» **GIVEN REQUEST**
Make an exact copy of the data below, leaving out every picture.

══ SOURCE EXCERPT ══

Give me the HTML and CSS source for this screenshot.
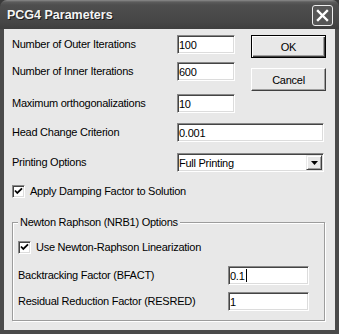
FILE: index.html
```html
<!doctype html>
<html lang="en">
<head>
<meta charset="utf-8">
<title>PCG4 Parameters</title>
<link rel="stylesheet" href="styles.css">
</head>
<body>

	<div class="window">

		<div class="titlebar">
			<span class="title">PCG4 Parameters</span>
			<span class="close"><svg width="19" height="19" viewBox="0 0 19 19"><path d="M5 5 L14 14 M14 5 L5 14" stroke="#fff" stroke-width="2.4" stroke-linecap="square"/></svg></span>
		</div>

		<div class="client">

			<div class="top">
				<div class="fields">
					<div class="row"><span class="lbl">Number of Outer Iterations</span><span class="edit short">100</span></div>
					<div class="row r2"><span class="lbl">Number of Inner Iterations</span><span class="edit short">600</span></div>
					<div class="row r3"><span class="lbl">Maximum orthogonalizations</span><span class="edit short">10</span></div>
				</div>
				<div class="buttons">
					<span class="btn default">OK</span>
					<span class="btn cancel">Cancel</span>
				</div>
			</div>

			<div class="row r4"><span class="lbl">Head Change Criterion</span><span class="edit wide">0.001</span></div>

			<div class="row r5"><span class="lbl">Printing Options</span>
				<span class="edit wide combo">Full Printing
					<span class="arrow"><svg width="7" height="4" viewBox="0 0 7 4"><path d="M0 0 H7 L3.5 4 Z" fill="#000"/></svg></span>
				</span>
			</div>

			<div class="check r6">
				<span class="box"><svg width="11" height="11" viewBox="0 0 11 11"><path d="M2 4.5 L4.3 7 L9 2.3" fill="none" stroke="#000" stroke-width="1.8"/></svg></span>
				<span>Apply Damping Factor to Solution</span>
			</div>

			<fieldset class="group">
				<legend>Newton Raphson (NRB1) Options</legend>

				<div class="check g1">
					<span class="box"><svg width="11" height="11" viewBox="0 0 11 11"><path d="M2 4.5 L4.3 7 L9 2.3" fill="none" stroke="#000" stroke-width="1.8"/></svg></span>
					<span>Use Newton-Raphson Linearization</span>
				</div>

				<div class="row g2"><span class="lbl glbl">Backtracking Factor (BFACT)</span><span class="edit mid">0.1<span class="caret"></span></span></div>
				<div class="row g3"><span class="lbl glbl">Residual Reduction Factor (RESRED)</span><span class="edit mid">1</span></div>
			</fieldset>

		</div>

	</div>

</body>
</html>
```

FILE: styles.css
```css
/* grayscale XP style dialog */

	html, body { margin: 0; height: 100%; background: #3a3a3a; }
	body { font: 11px "Liberation Sans", Arial, sans-serif; letter-spacing: -0.25px; color: #000; }

	.window { width: 339px; height: 334px; display: flex; flex-direction: column; }

	.titlebar { height: 29px; flex: none; display: flex; align-items: center; justify-content: space-between;
		padding: 0 6px 0 7px; border-radius: 7px 7px 0 0;
		background: linear-gradient( #8c8c8c 0, #5c5c5c 2px, #4e4e4e 5px, #464646 22px, #3e3e3e 29px ); }
	.title { color: #f4f4f4; font: bold 12.5px "Liberation Sans", Arial, sans-serif; letter-spacing: 0; text-shadow: 1px 1px #1a1a1a; padding-top: 1px; }
	.close { width: 21px; height: 21px; box-sizing: border-box; border: 1px solid #eee; border-radius: 3px; background: #565656; display: flex; margin-top: 1px; }

	.client { flex: 1; background: #e8e8e8; border: solid #4a4a4a; border-width: 0 4px 4px; padding: 6px 10px 0 8px; }

	.top { display: flex; }
	.buttons { display: flex; flex-direction: column; margin-left: 16px; }

	.row { display: flex; align-items: center; }
	.lbl { width: 165px; line-height: 13px; }
	.r2 { margin-top: 8px; }
	.r3 { margin-top: 13px; }
	.r4 { margin-top: 10px; }
	.r5 { margin-top: 11px; }

	.edit { box-sizing: border-box; height: 19px; background: #fff; display: flex; align-items: center; padding: 0 0 0 1px;
		border: 1px solid; border-color: #888 #fff #fff #888; box-shadow: inset 1px 1px #444, inset -1px -1px #dcdcdc; }
	.short { width: 58px; }
	.wide { width: 147px; }
	.mid { width: 81px; }
	.combo { justify-content: space-between; padding-right: 1px; }
	.caret { width: 1px; height: 13px; background: #000; margin-left: 1px; }

	.arrow { box-sizing: border-box; width: 16px; height: 15px; display: flex; align-items: center; justify-content: center; background: #e8e8e8;
		border: 1px solid; border-color: #e8e8e8 #404040 #404040 #e8e8e8; box-shadow: inset 1px 1px #fff, inset -1px -1px #a0a0a0; }

	.btn { box-sizing: border-box; width: 75px; height: 23px; display: flex; align-items: center; justify-content: center; background: #e8e8e8;
		border: 1px solid; border-color: #fff #404040 #404040 #fff; box-shadow: inset -1px -1px #a0a0a0; }
	.btn.default { border-color: #000; box-shadow: inset 1px 1px #fff, inset -1px -1px #404040, inset -2px -2px #a0a0a0; }
	.cancel { margin-top: 10px; }

	.check { display: flex; align-items: center; gap: 5px; line-height: 13px; }
	.box { box-sizing: border-box; width: 13px; height: 13px; background: #fff; display: flex;
		border: 1px solid; border-color: #888 #fff #fff #888; box-shadow: inset 1px 1px #444, inset -1px -1px #dcdcdc; }
	.r6 { margin-top: 13px; }

	.group { margin: 18px 0 0; padding: 0 5px 9px; min-width: 0; box-sizing: border-box; width: 313px;
		border: 1px solid #9c9c9c; box-shadow: 1px 1px #fff, inset 1px 1px #fff; }
	.group legend { padding: 0 2px; line-height: 13px; background: #e8e8e8; }
	.g1 { margin-top: 12px; }
	.g2 { margin-top: 12px; }
	.g3 { margin-top: 7px; }
	.glbl { width: 210px; }
```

═══

» **EXERCISE ANSWER**
Give me the HTML and CSS source for this screenshot.
FILE: index.html
```html
<!doctype html>
<html lang="en">
<head>
<meta charset="utf-8">
<title>PCG4 Parameters</title>
<link rel="stylesheet" href="styles.css">
</head>
<body>

	<div class="window">

		<div class="titlebar">
			<span class="title">PCG4 Parameters</span>
			<span class="close"><svg width="19" height="19" viewBox="0 0 19 19"><path d="M5 5 L14 14 M14 5 L5 14" stroke="#fff" stroke-width="2.4" stroke-linecap="square"/></svg></span>
		</div>

		<div class="client">

			<div class="top">
				<div class="fields">
					<div class="row"><span class="lbl">Number of Outer Iterations</span><span class="edit short">100</span></div>
					<div class="row r2"><span class="lbl">Number of Inner Iterations</span><span class="edit short">600</span></div>
					<div class="row r3"><span class="lbl">Maximum orthogonalizations</span><span class="edit short">10</span></div>
				</div>
				<div class="buttons">
					<span class="btn default">OK</span>
					<span class="btn cancel">Cancel</span>
				</div>
			</div>

			<div class="row r4"><span class="lbl">Head Change Criterion</span><span class="edit wide">0.001</span></div>

			<div class="row r5"><span class="lbl">Printing Options</span>
				<span class="edit wide combo">Full Printing
					<span class="arrow"><svg width="7" height="4" viewBox="0 0 7 4"><path d="M0 0 H7 L3.5 4 Z" fill="#000"/></svg></span>
				</span>
			</div>

			<div class="check r6">
				<span class="box"><svg width="11" height="11" viewBox="0 0 11 11"><path d="M2 4.5 L4.3 7 L9 2.3" fill="none" stroke="#000" stroke-width="1.8"/></svg></span>
				<span>Apply Damping Factor to Solution</span>
			</div>

			<fieldset class="group">
				<legend>Newton Raphson (NRB1) Options</legend>

				<div class="check g1">
					<span class="box"><svg width="11" height="11" viewBox="0 0 11 11"><path d="M2 4.5 L4.3 7 L9 2.3" fill="none" stroke="#000" stroke-width="1.8"/></svg></span>
					<span>Use Newton-Raphson Linearization</span>
				</div>

				<div class="row g2"><span class="lbl glbl">Backtracking Factor (BFACT)</span><span class="edit mid">0.1<span class="caret"></span></span></div>
				<div class="row g3"><span class="lbl glbl">Residual Reduction Factor (RESRED)</span><span class="edit mid">1</span></div>
			</fieldset>

		</div>

	</div>

</body>
</html>
```

FILE: styles.css
```css
/* grayscale XP style dialog */

	html, body { margin: 0; height: 100%; background: #3a3a3a; }
	body { font: 11px "Liberation Sans", Arial, sans-serif; letter-spacing: -0.25px; color: #000; }

	.window { width: 339px; height: 334px; display: flex; flex-direction: column; }

	.titlebar { height: 29px; flex: none; display: flex; align-items: center; justify-content: space-between;
		padding: 0 6px 0 7px; border-radius: 7px 7px 0 0;
		background: linear-gradient( #8c8c8c 0, #5c5c5c 2px, #4e4e4e 5px, #464646 22px, #3e3e3e 29px ); }
	.title { color: #f4f4f4; font: bold 12.5px "Liberation Sans", Arial, sans-serif; letter-spacing: 0; text-shadow: 1px 1px #1a1a1a; padding-top: 1px; }
	.close { width: 21px; height: 21px; box-sizing: border-box; border: 1px solid #eee; border-radius: 3px; background: #565656; display: flex; margin-top: 1px; }

	.client { flex: 1; background: #e8e8e8; border: solid #4a4a4a; border-width: 0 4px 4px; padding: 6px 10px 0 8px; }

	.top { display: flex; }
	.buttons { display: flex; flex-direction: column; margin-left: 16px; }

	.row { display: flex; align-items: center; }
	.lbl { width: 165px; line-height: 13px; }
	.r2 { margin-top: 8px; }
	.r3 { margin-top: 13px; }
	.r4 { margin-top: 10px; }
	.r5 { margin-top: 11px; }

	.edit { box-sizing: border-box; height: 19px; background: #fff; display: flex; align-items: center; padding: 0 0 0 1px;
		border: 1px solid; border-color: #888 #fff #fff #888; box-shadow: inset 1px 1px #444, inset -1px -1px #dcdcdc; }
	.short { width: 58px; }
	.wide { width: 147px; }
	.mid { width: 81px; }
	.combo { justify-content: space-between; padding-right: 1px; }
	.caret { width: 1px; height: 13px; background: #000; margin-left: 1px; }

	.arrow { box-sizing: border-box; width: 16px; height: 15px; display: flex; align-items: center; justify-content: center; background: #e8e8e8;
		border: 1px solid; border-color: #e8e8e8 #404040 #404040 #e8e8e8; box-shadow: inset 1px 1px #fff, inset -1px -1px #a0a0a0; }

	.btn { box-sizing: border-box; width: 75px; height: 23px; display: flex; align-items: center; justify-content: center; background: #e8e8e8;
		border: 1px solid; border-color: #fff #404040 #404040 #fff; box-shadow: inset -1px -1px #a0a0a0; }
	.btn.default { border-color: #000; box-shadow: inset 1px 1px #fff, inset -1px -1px #404040, inset -2px -2px #a0a0a0; }
	.cancel { margin-top: 10px; }

	.check { display: flex; align-items: center; gap: 5px; line-height: 13px; }
	.box { box-sizing: border-box; width: 13px; height: 13px; background: #fff; display: flex;
		border: 1px solid; border-color: #888 #fff #fff #888; box-shadow: inset 1px 1px #444, inset -1px -1px #dcdcdc; }
	.r6 { margin-top: 13px; }

	.group { margin: 18px 0 0; padding: 0 5px 9px; min-width: 0; box-sizing: border-box; width: 313px;
		border: 1px solid #9c9c9c; box-shadow: 1px 1px #fff, inset 1px 1px #fff; }
	.group legend { padding: 0 2px; line-height: 13px; background: #e8e8e8; }
	.g1 { margin-top: 12px; }
	.g2 { margin-top: 12px; }
	.g3 { margin-top: 7px; }
	.glbl { width: 210px; }
```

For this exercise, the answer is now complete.